Pension Scheme Deficits - What to Do

Posted: 2nd April 2011

In accordance with the Pensions Act 2004 all defined benefit schemes must have regular actuarial valuations to ensure that the scheme meets the ‘Statutory Funding Objective’ (SFO). The Pensions Act 2008 sets out an employer's obligations to provide information to 'jobholders'.


To ensure SFO compliance, the scheme trustees and managers must prepare a statement of funding principles having obtained actuarial advice. The statement should outline how SFO compliance is to be achieved and the steps to be taken should a shortfall occur and it must comply with the Act and also the Occupational Pensions (Scheme Funding) Regulations 2005 (the Regulations).


My scheme fails the SFO, now what?


In this situation, having obtained actuarial advice, the trustees and managers should draft a recovery plan for the scheme, a copy of which must be sent to the Pensions Regulator.


The trustees and managers should aim to eliminate the shortfall as soon as the employer can reasonably afford to do so, taking into account the employer’s financial position and prospects as well as his willingness to pay the scheme benefits.


When drafting the plan, the trustees should consider the factors outlined in the Regulations and the code applicable to occupational pensions. This will include considering the employer’s business plans and the effect the recovery plan will have on the solvency of the employer and also looking at the contingent security provided by the employer (such as the payment of funds into an escrow account which can be paid into the scheme in the event of employer insolvency).

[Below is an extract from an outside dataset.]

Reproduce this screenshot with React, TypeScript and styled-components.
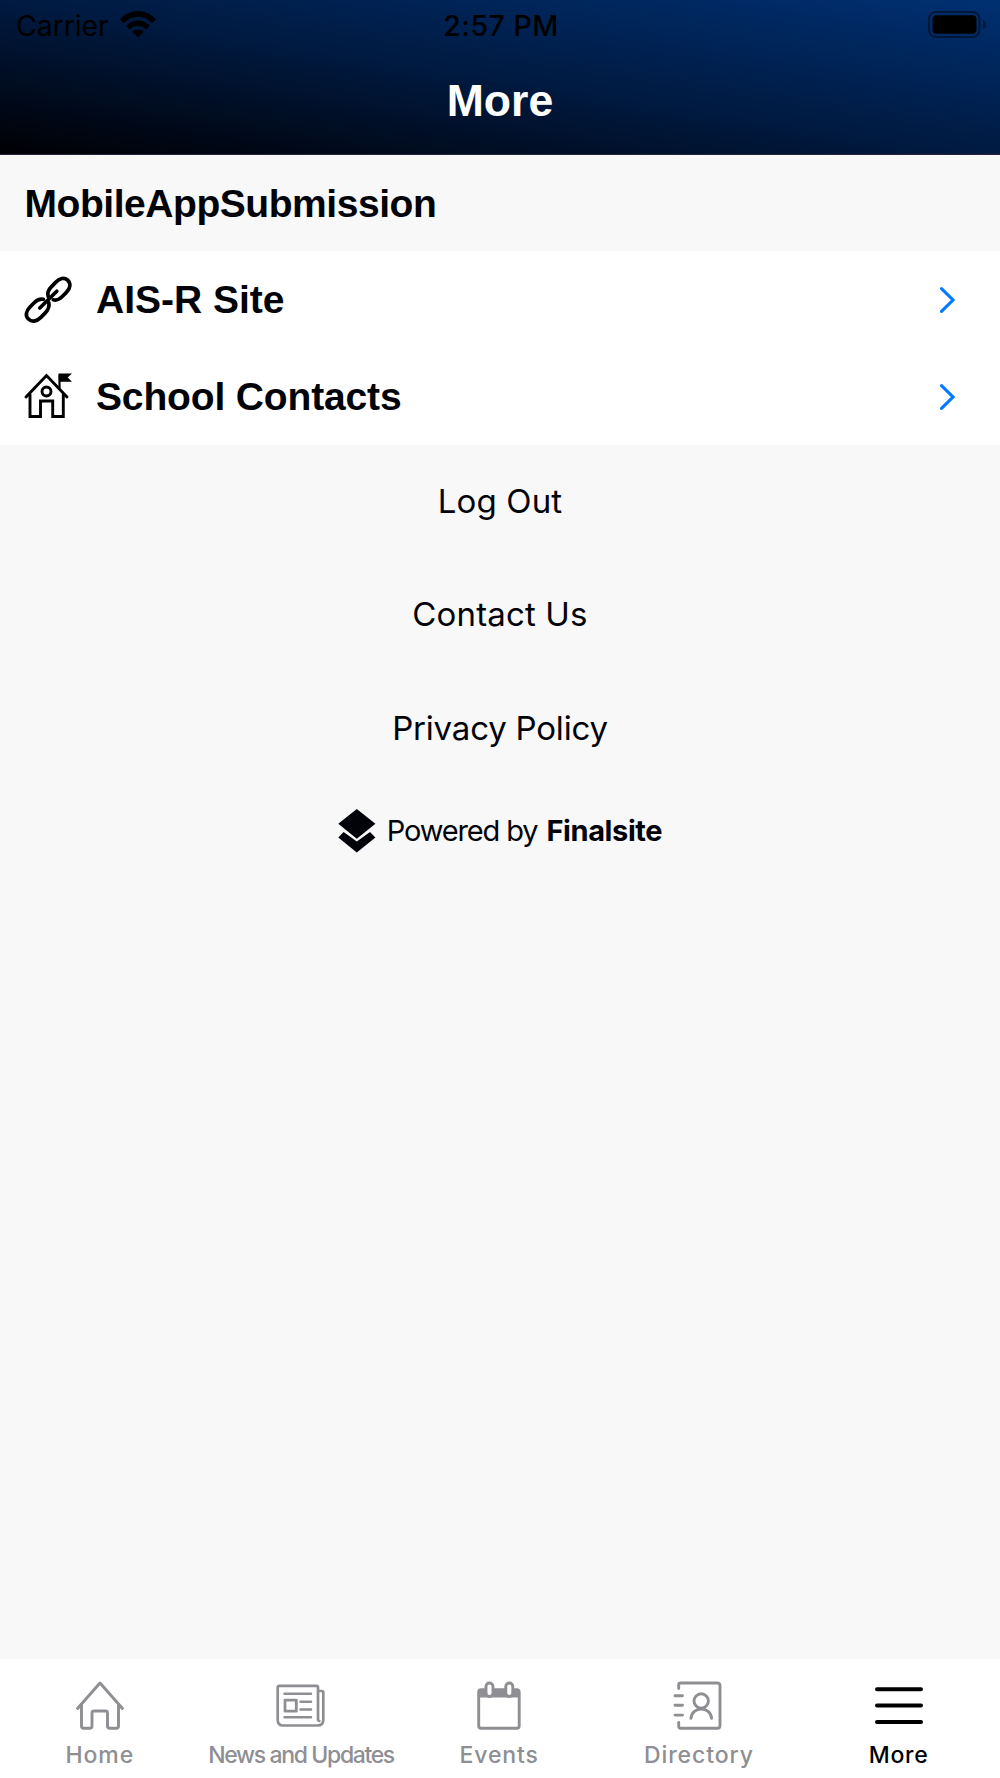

The plan should outline how the shortfall is to be eliminated and when this is to be achieved, and should be appropriate for the scheme.


What about the employer?


The employer must agree to the statement of funding principles and the recovery plan. If agreement cannot be reached, the trustees must inform the Pensions Regulator.


The employer should obtain legal advice at each stage of the process, especially with regard to factors which can lengthen the recovery time allowed to the scheme, such as contingent security.


The employer should consider its statutory obligation to provide the trustees with the information needed to perform their duties. Legal advice can assist in ensuring statutory compliance whilst protecting the employer’s interests.